The power scaling of mid-infrared (mid-IR) fluoride fiber lasers is difficult to realize because of the low melting temperature of fluoride glass and immature fabrication techniques of mid-IR fiber devices. Mid-IR laser output powers of 30.5 W and 41.6 W at 2.94 μm and 2.82 μm based on single-end and dual-end pumping configurations (Table 1), respectively, have been previously reported. Although fiber Bragg gratings (FBGs) written in fluoride fibers have been developed as cavity mirrors in mid-IR fiber oscillators, the thermal degeneration of grating reflectivity, mismatch of the reflective wavelength, and severe splicing losses with silica fiber create new problems for the power scaling of FBG-based mid-IR fiber lasers. This study introduces a high-power erbium-doped fiber laser at 2.8 μm based on a single-end pumping scheme, where a high-reflective (HR) mirror and Fresnel reflection from the end face of a homemade end cap are used to provide cavity feedback.

Figure 1 shows the experimental setup of the high-power 2.8 μm erbium-doped fiber laser. The active fiber has an erbium dopant mole fraction of 7%, core and inner/outer cladding diameters of 15 μm and ~250 μm/290 μm, and core and inner cladding numerical apertures of 0.12/0.45; the fiber is butt-coupled to an HR mirror on one end and spliced to a 500-μm-long AlF₃ fiber end cap on the other end. An end cap with core and cladding diameters of 200 μm and 240 μm, respectively, can efficiently decrease the power density of the high-power mid-IR laser while isolating the water vapor diffusion from the end face of the active fiber, which is essential for high-power laser output. A multimode laser diode with a wavelength stabilized at 976 nm and a maximum output power of 128 W is coupled to the inner cladding of the fluoride fiber using two lenses with optimized focal lengths, where one is for pump light alignment and the other is for focusing light into the fiber. A dichroic mirror, which transmits the pump laser and reflects the back-propagation mid-IR laser, is inserted between the two lenses. Water cooling is applied to the pump coupling end of the erbium-doped fiber for appropriate heat dissipation under a high laser power, while the rest of the optical system is passively cooled.

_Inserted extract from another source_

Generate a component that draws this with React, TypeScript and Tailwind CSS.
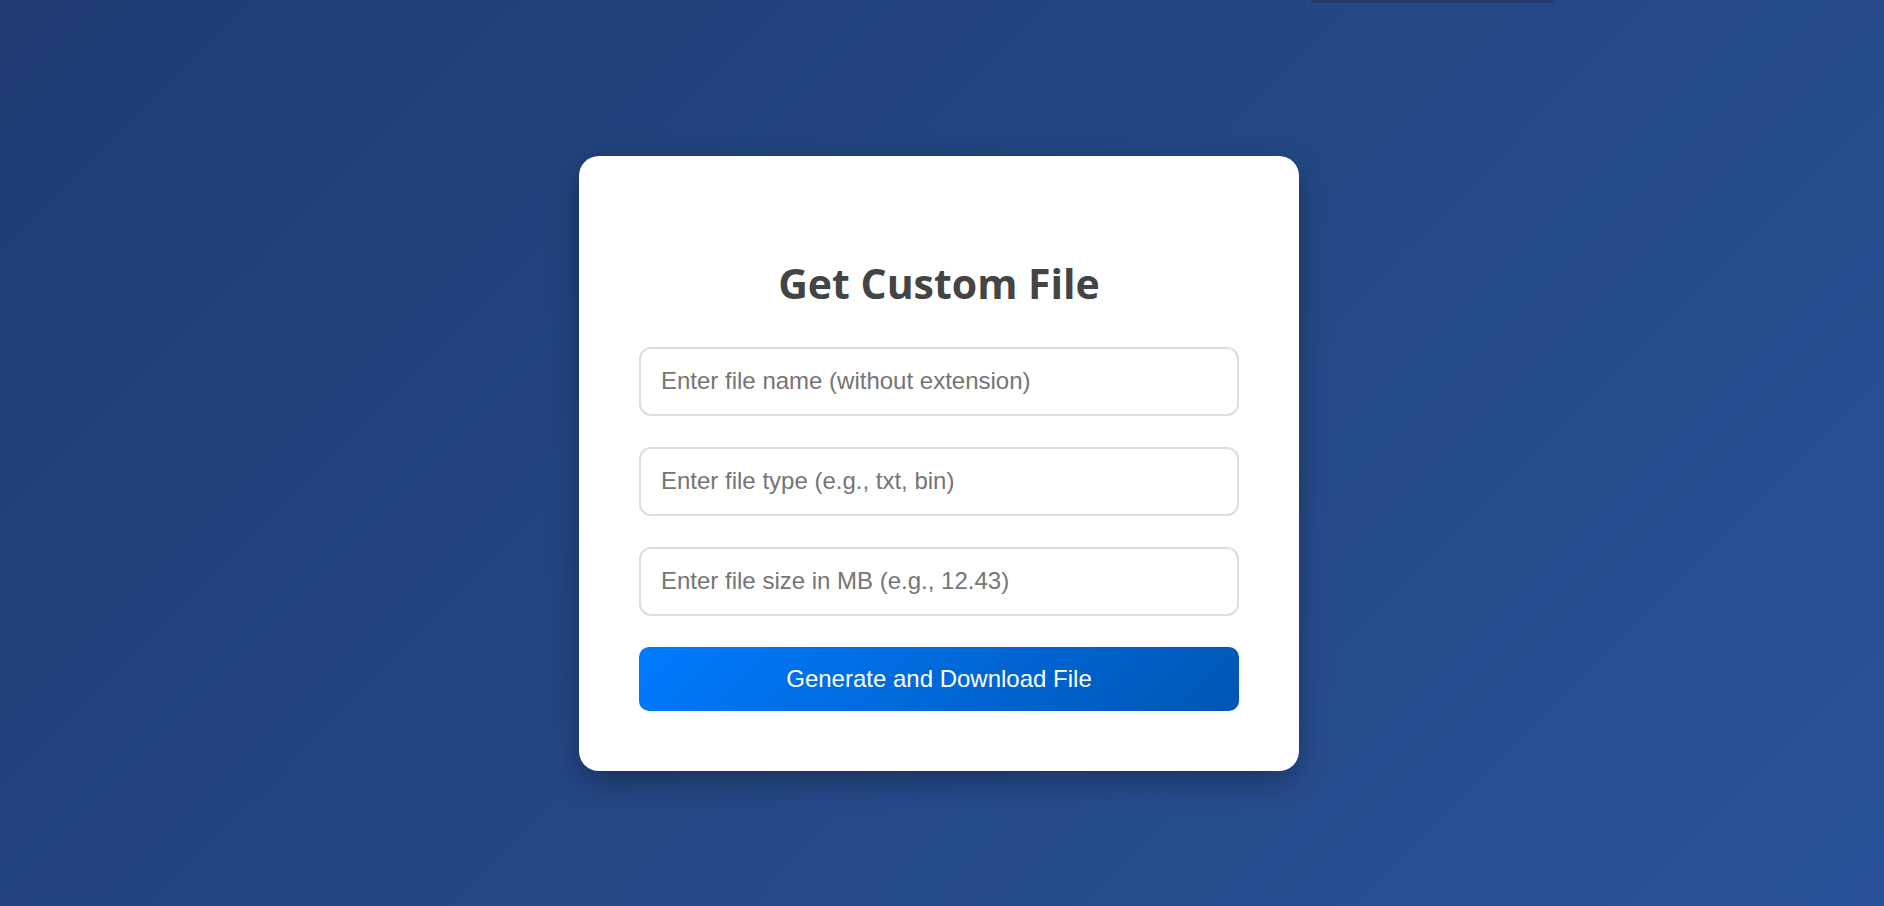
import { useState } from 'react'

// Fields shown on the form, top to bottom
const FIELDS = [
  { key: 'name', placeholder: 'Enter file name (without extension)' },
  { key: 'type', placeholder: 'Enter file type (e.g., txt, bin)' },
  { key: 'size', placeholder: 'Enter file size in MB (e.g., 12.43)' },
]

export default function App() {
  const [values, setValues] = useState<Record<string, string>>({ name: '', type: '', size: '' })

  const generate = () => {
    const mb = parseFloat(values.size)
    if (!values.name || !values.type || isNaN(mb) || mb <= 0) return
    const blob = new Blob([new Uint8Array(Math.round(mb * 1024 * 1024))])
    const url = URL.createObjectURL(blob)
    const a = document.createElement('a')
    a.href = url
    a.download = `${values.name}.${values.type}`
    a.click()
    URL.revokeObjectURL(url)
  }

  return (
    <div className="relative min-h-screen w-full flex items-center justify-center pt-[20px] pr-[6px] bg-[linear-gradient(135deg,#1e3c72,#2a5298)]">
      {/* thin strip peeking in at the top edge */}
      <div className="absolute top-0 left-[1311px] w-[244px] h-[3px] bg-[#243b69]" />

      <div className="w-[720px] bg-white rounded-[20px] px-[60px] pt-[60px] pb-[60px] shadow-[0_10px_30px_rgba(0,0,0,0.3)]">
        <h1
          className="mt-[43px] mb-[39px] text-center text-[41px] leading-[49px] font-bold text-[#444]"
          style={{ fontFamily: '"Open Sans", "Noto Sans", sans-serif' }}
        >
          Get Custom File
        </h1>

        <div className="flex flex-col gap-[31px]" style={{ fontFamily: '"Liberation Sans", Arial, sans-serif' }}>
          {FIELDS.map(f => (
            <input
              key={f.key}
              type="text"
              value={values[f.key]}
              onChange={e => setValues({ ...values, [f.key]: e.target.value })}
              placeholder={f.placeholder}
              className="block w-full h-[69px] border-2 border-[#ddd] rounded-[12px] px-[20px] text-[24px] text-[#333] placeholder:text-[#757575] outline-none"
            />
          ))}

          <button
            onClick={generate}
            className="w-full h-[64px] rounded-[10px] text-white text-[24px] bg-[linear-gradient(135deg,#007bff,#0056b3)] cursor-pointer"
          >
            Generate and Download File
          </button>
        </div>
      </div>
    </div>
  )
}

When the output power is less than 10 W, the laser slope efficiency is 32.8% with respect to the launched pump power, and the lasing wavelength is red-shifted from 2800 nm to 2818 nm with increasing laser power. The slope efficiency decreases gradually as the laser power increases because of the pump excited-state absorption (⁴I_11/2→⁴F_7/2). A maximum output power of 33.8 W is achieved at a launched pump power of 128 W, and dual-wavelength lasing at 2865 nm and 2871 nm is obtained owing to the wide reflection band of the HR mirror and high laser gain of the cavity. Because no damage is observed from the AlF₃ end cap at the maximum output power, further power scaling of this fiber laser is limited by the available pump power delivered from a 105 μm/125 μm multimode fiber.

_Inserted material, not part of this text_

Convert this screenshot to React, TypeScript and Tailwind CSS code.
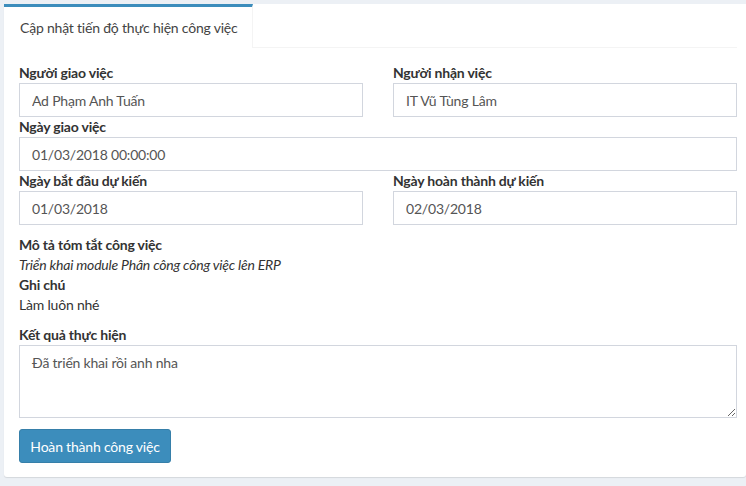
import React from "react";

const font = { fontFamily: "Lato, 'Noto Sans', sans-serif", letterSpacing: "-0.2px" };

const Field: React.FC<{ label: string; value: string }> = ({ label, value }) => (
    <div className="flex flex-col">
        <label className="h-[20px] leading-[20px] text-[14px] font-bold text-[#333]">{label}</label>
        <input
            readOnly
            defaultValue={value}
            className="h-[34px] w-full border border-[#d2d6de] bg-white px-3 text-[14px] text-[#555] outline-none"
            style={font}
        />
    </div>
);

export default function App() {
    return (
        <div className="min-h-screen bg-[#ecf0f5] pl-[4px] pt-[4px]" style={font}>
            <div className="rounded-b-[3px] bg-white pr-[9px] shadow-[0_1px_1px_rgba(0,0,0,0.1)]">
                {/* tabs */}
                <div className="flex">
                    <div className="h-[44px] w-[249px] border-t-[3px] border-r border-t-[#3c8dbc] border-r-[#f4f4f4] pl-4 text-[14px] leading-[42px] text-[#444]">
                        Cập nhật tiến độ thực hiện công việc
                    </div>
                    <div className="h-[44px] flex-1 border-b border-[#f4f4f4]" />
                </div>

                <div className="pl-[15px] pr-0 pt-[15px] pb-[14px] text-[14px] text-[#333]">
                    <div className="grid grid-cols-2 gap-x-[30px]">
                        <Field label="Người giao việc" value="Ad Phạm Anh Tuấn" />
                        <Field label="Người nhận việc" value="IT Vũ Tùng Lâm" />
                    </div>
                    <Field label="Ngày giao việc" value="01/03/2018 00:00:00" />
                    <div className="grid grid-cols-2 gap-x-[30px]">
                        <Field label="Ngày bắt đầu dự kiến" value="01/03/2018" />
                        <Field label="Ngày hoàn thành dự kiến" value="02/03/2018" />
                    </div>

                    <div className="mt-[10px] leading-[20px]">
                        <div className="font-bold">Mô tả tóm tắt công việc</div>
                        <div className="italic">Triển khai module Phân công công việc lên ERP</div>
                        <div className="font-bold">Ghi chú</div>
                        <div>Làm luôn nhé</div>
                    </div>

                    <div className="mt-[10px] flex flex-col">
                        <label className="h-[20px] leading-[20px] font-bold">Kết quả thực hiện</label>
                        <textarea
                            readOnly
                            defaultValue="Đã triển khai rồi anh nha"
                            className="h-[73px] w-full border border-[#d2d6de] px-3 py-[6px] text-[14px] text-[#555] outline-none"
                            style={font}
                        />
                    </div>

                    <button
                        className="mt-[11px] h-[34px] w-[152px] rounded-[3px] border border-[#367fa9] bg-[#3c8dbc] text-[14px] text-white"
                        style={font}
                    >
                        Hoàn thành công việc
                    </button>
                </div>
            </div>
        </div>
    );
}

With a homemade AlF₃ end cap, a 33.8 W erbium-doped fluoride fiber laser operating at 2.8 μm is demonstrated under the appropriate thermal management of the fluoride fiber. A high optical-optical conversion efficiency of 26.4% is achieved at the maximum output power using high-precision spatial pump coupling. To the best of our knowledge, this is the highest output power achieved using a single-end pumping mid-infrared erbium-doped fiber laser.